Given \(q\in M\), the leaf \(\mathcal {W}_q\) of the foliation \(\mathcal {W}\) defined by the distribution W and containing q is given as an injectively immersed submanifold \(j_q:F_q\rightarrow M\) (with image \(j_q(F_q)=\mathcal {W}_q\)). The induced Riemannian metric \(j_q^{*}(g)\) defines an exponential map \(exp^{\mathcal {W}}\), notably one has \(exp^{\mathcal {W}}_q:T_q(F_q)\rightarrow F_q\), defined on an open neighborhood of 0. Since \(T_q(F_q)\) is canonically identified with \(W_q=T_q(\mathcal {W}_q)\) via the differential of \(j_q\), and \(j_q\) is smooth, \(exp^{\mathcal {W}}_q\) is a smooth map from an open neighborhood of 0 in \(W_q\) to M, having values in \(\mathcal {W}_q\). Restricting q to be an element of N we obtain a map \(exp^{\mathcal {W},N}\) from a subset of \(W|_N\) containing N to M.
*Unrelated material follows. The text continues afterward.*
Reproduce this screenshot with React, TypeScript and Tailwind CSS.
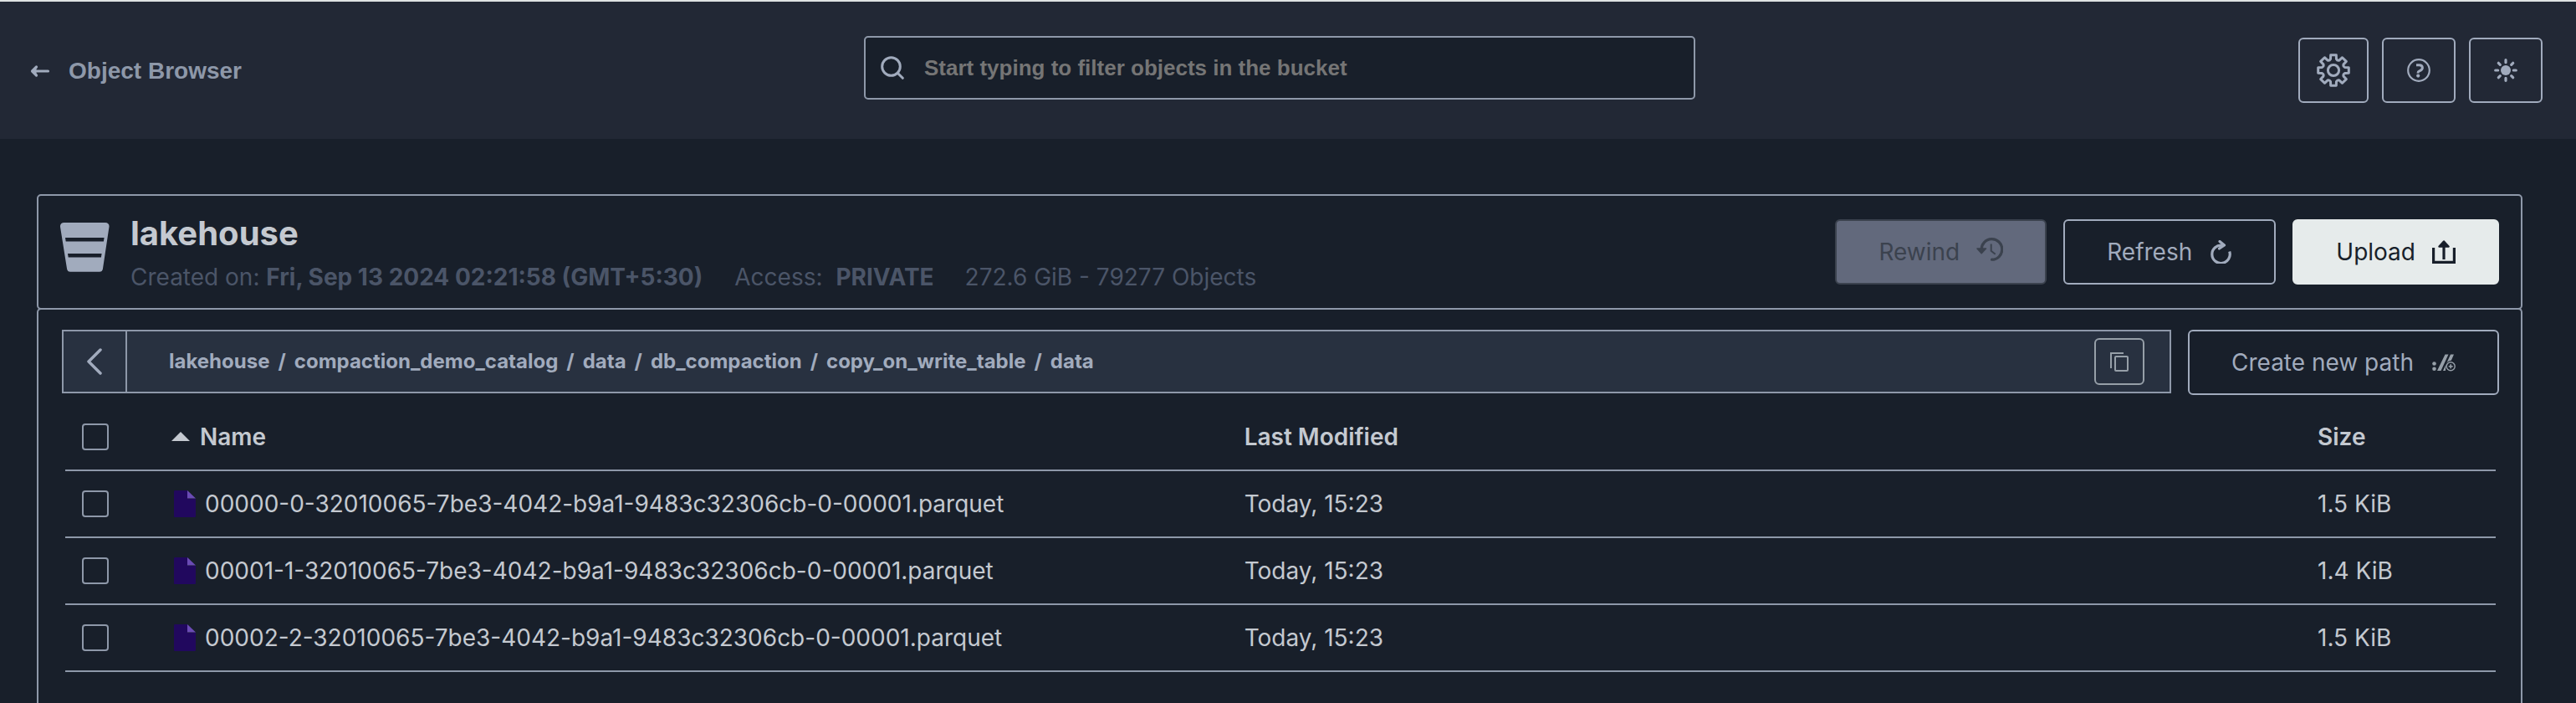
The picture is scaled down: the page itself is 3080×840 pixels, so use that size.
import React from "react";

const files = [
  { name: "00000-0-32010065-7be3-4042-b9a1-9483c32306cb-0-00001.parquet", modified: "Today, 15:23", size: "1.5 KiB" },
  { name: "00001-1-32010065-7be3-4042-b9a1-9483c32306cb-0-00001.parquet", modified: "Today, 15:23", size: "1.4 KiB" },
  { name: "00002-2-32010065-7be3-4042-b9a1-9483c32306cb-0-00001.parquet", modified: "Today, 15:23", size: "1.5 KiB" },
];

const path = ["lakehouse", "compaction_demo_catalog", "data", "db_compaction", "copy_on_write_table", "data"];

function ArrowLeft() {
  return (
    <svg className="h-4 w-6 shrink-0" viewBox="0 0 24 16" fill="none" stroke="currentColor" strokeWidth="3.2" strokeLinecap="round" strokeLinejoin="round">
      <path d="M21.500 8H3M7.500 3L2.500 8l5 5" />
      <path d="M3 8l4-3v6z" fill="currentColor" strokeWidth="1" />
    </svg>
  );
}

function SearchIcon() {
  return (
    <svg className="h-7 w-7 shrink-0" viewBox="0 0 28 28" fill="none" stroke="currentColor" strokeWidth="3" strokeLinecap="round">
      <circle cx="12.500" cy="12.500" r="10.800" />
      <path d="M20.500 20.500l5.800 5.800" />
    </svg>
  );
}

const gearPath = (() => {
  const pts: string[] = [];
  for (let i = 0; i < 8; i++) {
    const a = (i * Math.PI) / 4 - Math.PI / 2;
    const at = (r: number, off: number) =>
      `${(20 + r * Math.cos(a + off)).toFixed(2)} ${(20 + r * Math.sin(a + off)).toFixed(2)}`;
    pts.push(`${i === 0 ? "M" : "L"}${at(14, -0.25)}`, `L${at(18.6, -0.18)}`, `L${at(18.6, 0.18)}`, `L${at(14, 0.25)}`);
    pts.push(`Q${at(12.2, 0.39)} ${at(14, 0.535)}`);
  }
  return pts.join("") + "Z";
})();

function GearIcon() {
  return (
    <svg className="h-10 w-10" viewBox="0 0 40 40" fill="none" stroke="currentColor" strokeWidth="3" strokeLinejoin="round">
      <path d={gearPath} />
      <circle cx="20" cy="20" r="6.6" />
    </svg>
  );
}

function HelpIcon() {
  return (
    <svg className="h-7 w-7" viewBox="0 0 28 28" fill="none" stroke="currentColor" strokeWidth="2.2">
      <circle cx="14" cy="14" r="12.8" />
      <path d="M11 7.700h3.500c2.400 0 3.900 1.300 3.900 3.300 0 2.400-2 3.100-3.900 3.900-1.100.4-1.500 1-1.500 2.500" strokeWidth="3" />
      <circle cx="13.200" cy="20.600" r="2.100" fill="currentColor" stroke="none" />
    </svg>
  );
}

function SunIcon() {
  return (
    <svg className="h-7 w-7" viewBox="0 0 28 28" fill="none" stroke="currentColor" strokeWidth="3.2" strokeLinecap="round">
      <circle cx="14" cy="14" r="6" fill="currentColor" stroke="none" />
      <path d="M14 1.700v3M14 23.300v3M1.700 14h3M23.300 14h3M5.300 5.300l2 2M20.700 20.700l2 2M22.700 5.300l-2 2M7.300 20.700l-2 2" />
    </svg>
  );
}

function BucketIcon() {
  return (
    <svg className="h-[60px] w-[60px] shrink-0" viewBox="0 0 60 60" fill="currentColor" fillRule="evenodd">
      <path d="M4.500 0h49.500c3 0 4.900 2.200 4.500 5l-7.600 50.500c-.4 2-1.700 3.300-3.900 3.300H12c-2.200 0-3.500-1.300-3.900-3.300L0 5C-.3 2.200 1.500 0 4.500 0zM6 18l.7 4.400h45.200l.7-4.400zM9 37l.7 4.600h39.200l.7-4.600z" />
    </svg>
  );
}

function RewindIcon() {
  return (
    <svg className="h-[34px] w-8" viewBox="0 0 32 34" fill="none" stroke="currentColor" strokeWidth="3.2">
      <path d="M6.200 14.500A12.300 12.300 0 1 1 18.500 26.200" strokeLinecap="round" />
      <path d="M1 13h10.500L6.200 18.800z" fill="currentColor" strokeWidth="1.500" strokeLinejoin="round" />
      <path d="M17.700 7.500v8.300l5 4" strokeWidth="2" />
    </svg>
  );
}

function RefreshIcon() {
  return (
    <svg className="h-7 w-7" viewBox="0 0 28 28" fill="none" stroke="currentColor" strokeWidth="3.200">
      <path d="M16 6.200A10.700 10.700 0 1 0 24.700 13.500" />
      <path d="M13 1.500l5.500 4.500-6 4" strokeLinejoin="round" strokeLinecap="round" />
    </svg>
  );
}

function UploadIcon() {
  return (
    <svg className="h-7 w-7" viewBox="0 0 28 28" fill="none" stroke="currentColor" strokeWidth="3.200">
      <path d="M1.600 9v17.400h24.800V9" />
      <path d="M14 23V5" />
      <path d="M14 1.500l5.500 6h-11z" fill="currentColor" strokeWidth="2.500" strokeLinejoin="round" />
    </svg>
  );
}

function NewPathIcon() {
  return (
    <svg className="h-7 w-7" viewBox="0 0 28 28" fill="currentColor">
      <circle cx="2.500" cy="15.500" r="2.300" />
      <circle cx="2.500" cy="21.700" r="2.300" />
      <path d="M15.500 4.500h4L10.500 24H6zM22 4.500h4l-3.200 7.200c-4 .5-6.300 3-6.300 6.300l-.6 6H13z" />
      <circle cx="22.200" cy="18.700" r="5" fill="none" stroke="currentColor" strokeWidth="1.400" />
      <path d="M19.700 17.900h1.700v-1.700H23v1.700h1.700v1.600H23v1.700h-1.600v-1.700h-1.700z" />
    </svg>
  );
}

function CopyIcon() {
  return (
    <svg className="h-6 w-6" viewBox="0 0 24 24" fill="none" stroke="currentColor" strokeWidth="2">
      <path d="M2 20V2h15" />
      <rect x="7" y="6" width="15" height="17" rx="1" />
    </svg>
  );
}

function FileIcon() {
  return (
    <svg className="h-8 w-[26px] shrink-0" viewBox="0 0 26 32">
      <path d="M1.500 0H16v10h10v20.500c0 1-.5 1.500-1.500 1.500h-23C.5 32 0 31.500 0 30.500v-29C0 .5.500 0 1.500 0z" fill="#21085e" />
      <path d="M16 0l10 9.500H16z" fill="#6b4bb5" />
    </svg>
  );
}

const boxClass =
  "block h-8 w-8 appearance-none rounded-[4px] border-2 border-[#8e98a9] bg-transparent checked:bg-[#8e98a9]";
const actionClass = "flex h-[78px] items-center gap-5 rounded-md border-2 px-[50px] text-[28px]";
const iconButton = "flex h-[78px] items-center justify-center rounded-md border-2 border-[#a1abbd]";

export default function App() {
  return (
    <div className="flex min-h-screen flex-col bg-[#181f2a] font-['Inter',sans-serif] text-[#c4c9d0]">
      <header className="grid h-[166px] grid-cols-[1fr_994px_1fr] border-t-2 border-[#dfe3e3] bg-[#222835] pr-10 pl-5 text-[#a1abbd]">
        <a href="#browser" className="flex items-center gap-[22px] self-start pt-[63px] pl-4 font-['Liberation_Sans',sans-serif] text-[28px] leading-[40px] font-bold text-[#8e98a9]">
          <span className="text-[#a1abbd]"><ArrowLeft /></span>
          Object Browser
        </a>
        <label className="mt-[41px] flex h-[76px] items-center gap-6 rounded-[5px] border-2 border-[#8e98a9] bg-[#181f2a] px-[18px]">
          <SearchIcon />
          <input
            type="search"
            aria-label="Filter objects"
            placeholder="Start typing to filter objects in the bucket"
            className="min-w-0 flex-1 bg-transparent font-['Liberation_Sans',sans-serif] text-[26px] font-bold outline-none placeholder:text-[#757575]"
          />
        </label>
        <div className="mt-[43px] flex items-start justify-end gap-4">
          <button aria-label="Settings" className={iconButton + " w-[84px]"}><GearIcon /></button>
          <button aria-label="Help" className={iconButton + " w-[88px]"}><HelpIcon /></button>
          <button aria-label="Toggle theme" className={iconButton + " w-[88px]"}><SunIcon /></button>
        </div>
      </header>

      <main className="flex flex-1 flex-col pt-[66px] pr-16 pl-11">
        <section className="flex h-[138px] items-center justify-between rounded-[5px] border-2 border-[#8e98a9] px-[26px]">
          <div className="flex items-start gap-6">
            <div className="pt-[19px] text-[#a1abbd]"><BucketIcon /></div>
            <div className="pt-2">
              <h1 className="text-[40px] leading-[48px] font-bold">lakehouse</h1>
              <p className="mt-1 flex text-[28px] leading-[48px] text-[#4b5568]">
                <span className="mr-[38px]">Created on: <b>Fri, Sep 13 2024 02:21:58 (GMT+5:30)</b></span>
                <span className="mr-[37px]">Access: <b className="ml-2">PRIVATE</b></span>
                <span>272.6 GiB - 79277 Objects</span>
              </p>
            </div>
          </div>
          <div className="flex gap-5">
            <button disabled className={actionClass + " border-[#3b424e] bg-[#62697c] text-[#3b424e]"}>Rewind <RewindIcon /></button>
            <button className={actionClass + " border-[#a1abbd] text-[#a1abbd]"}>Refresh <RefreshIcon /></button>
            <button className={actionClass + " border-[#e6ebeb] bg-[#e6ebeb] text-[#181f2a]"}>Upload <UploadIcon /></button>
          </div>
        </section>

        <section className="-mt-[2px] flex-1 rounded-t-[5px] border-2 border-b-0 border-[#8e98a9] px-[26px] pt-6">
          <div className="ml-[2px] flex items-start gap-5">
            <nav aria-label="Path" className="flex h-[76px] flex-1 items-center border-2 border-[#8e98a9] bg-[#283140] text-[#a1abbd]">
              <button aria-label="Up one level" className="flex h-full w-[76px] items-center justify-center border-r-2 border-[#8e98a9]">
                <svg className="h-8 w-5" viewBox="0 0 20 32" fill="none" stroke="currentColor" strokeWidth="3.500" strokeLinecap="round" strokeLinejoin="round">
                  <path d="M17 2L3 16l14 14" />
                </svg>
              </button>
              <ol className="ml-[50px] flex flex-1 gap-[10px] text-[24px] font-bold">
                {path.map((part, i) => (
                  <li key={i} className="flex gap-[10px]">
                    {i > 0 && <span>/</span>}
                    <a href="#path">{part}</a>
                  </li>
                ))}
              </ol>
              <button aria-label="Copy path" className="mr-[30px] flex h-14 w-[60px] items-center justify-center rounded-md border-2 border-[#969fa8] text-[#969fa8]">
                <CopyIcon />
              </button>
            </nav>
            <button className={actionClass + " w-[372px] justify-between border-[#a1abbd] text-[#a1abbd]"}>
              Create new path <span className="text-[#969fa8]"><NewPathIcon /></span>
            </button>
          </div>

          <div className="mt-[10px] pr-1 pl-[6px]">
            <table className="w-full table-fixed border-collapse text-left text-[28px]">
              <colgroup>
                <col className="w-[127px]" />
                <col className="w-[44%]" />
                <col />
                <col className="w-[213px]" />
              </colgroup>
              <thead>
                <tr className="h-20 border-b-2 border-[#8e98a9]">
                  <th className="pl-5"><input type="checkbox" aria-label="Select all" className={boxClass} /></th>
                  <th className="font-semibold">
                    <span className="flex items-center gap-3">
                      <svg className="h-[11px] w-[22px]" viewBox="0 0 22 11" fill="currentColor"><path d="M11 0l11 11H0z" /></svg>
                      Name
                    </span>
                  </th>
                  <th className="pl-1 font-semibold">Last Modified</th>
                  <th className="font-semibold">Size</th>
                </tr>
              </thead>
              <tbody>
                {files.map((f) => (
                  <tr key={f.name} className="h-20 border-b-2 border-[#8e98a9]">
                    <td className="pl-5"><input type="checkbox" aria-label={"Select " + f.name} className={boxClass} /></td>
                    <td><span className="flex items-center gap-[11px] pl-[3px]"><FileIcon />{f.name}</span></td>
                    <td className="pl-1">{f.modified}</td>
                    <td>{f.size}</td>
                  </tr>
                ))}
              </tbody>
            </table>
          </div>
        </section>
      </main>
    </div>
  );
}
Let us now show that \(exp^{\mathcal {W},N}\) is, in fact, smooth on an open neighborhood of N in \(W|_N\). Fix q in N and a coordinate chart \(M\supset U\xrightarrow {\varphi } V_1\times V_2\subset \mathbb {R}^{m-d}\times \mathbb {R}^d\), such that the fibers of \(\pi :V_1\times V_2\rightarrow V_1\) are the leaves of the foliation \(\mathcal {W}\) (d is the rank of this foliation). Furthermore, we can assume that \(\varphi (q)=0\) and denote the elements of \(\mathbb {R}^{m-d}\) resp. \(\mathbb {R}^d\) by x resp. z.

We denote \(\varphi (U\cap N)\) by N and \(T\varphi (W)\) by W if no ambiguities are possible. By the assumption \(TM|_N=TN\oplus W|_N\) we have \(\forall q \in N \subset V_1\times V_2\) that \(\mathbb {R}^m=T_q(V_1\times V_2)= T_qN\oplus W_q=T_qN\oplus \mathbb {R}^d\) and thus the natural projection \(\pi _q: T_qN\rightarrow \mathbb {R}^{m-d}\) is a linear isomorphism. Thus \(\pi \vert _N: N\rightarrow V_1\) has everywhere maximal rank equal to the dimension of \(V_1\). Shrinking \(V_1\) and \(V_2\) if necessary, we can assume that \(\pi |_N:N\rightarrow V_1\) is a diffeomorphism whose inverse is described by \((id_{V_1},f):V_1\rightarrow V_1\times V_2\), where \(f:V_1\rightarrow V_2\) is smooth and \(N=\Gamma _f\), the graph of f. The map \(\psi \) given by \(\psi (x,z)=(x,z-f(x))=:(x,y)\) is a diffeomorphism of \(V_1\times V_2\) to an open subset of \(\mathbb {R}^m\). Restricting \(\psi \) to an appropriate open neighborhood of 0, the image of \(\psi \) is a product of open subsets of \(\mathbb {R}^{m-d}\) and \(\mathbb {R}^d\). Furthermore, \(\psi (0)=0\), \(\psi \) preserves the leaves of \(\mathcal {W}\), and maps \(N=\Gamma _f\) to \(\{y=0\}\).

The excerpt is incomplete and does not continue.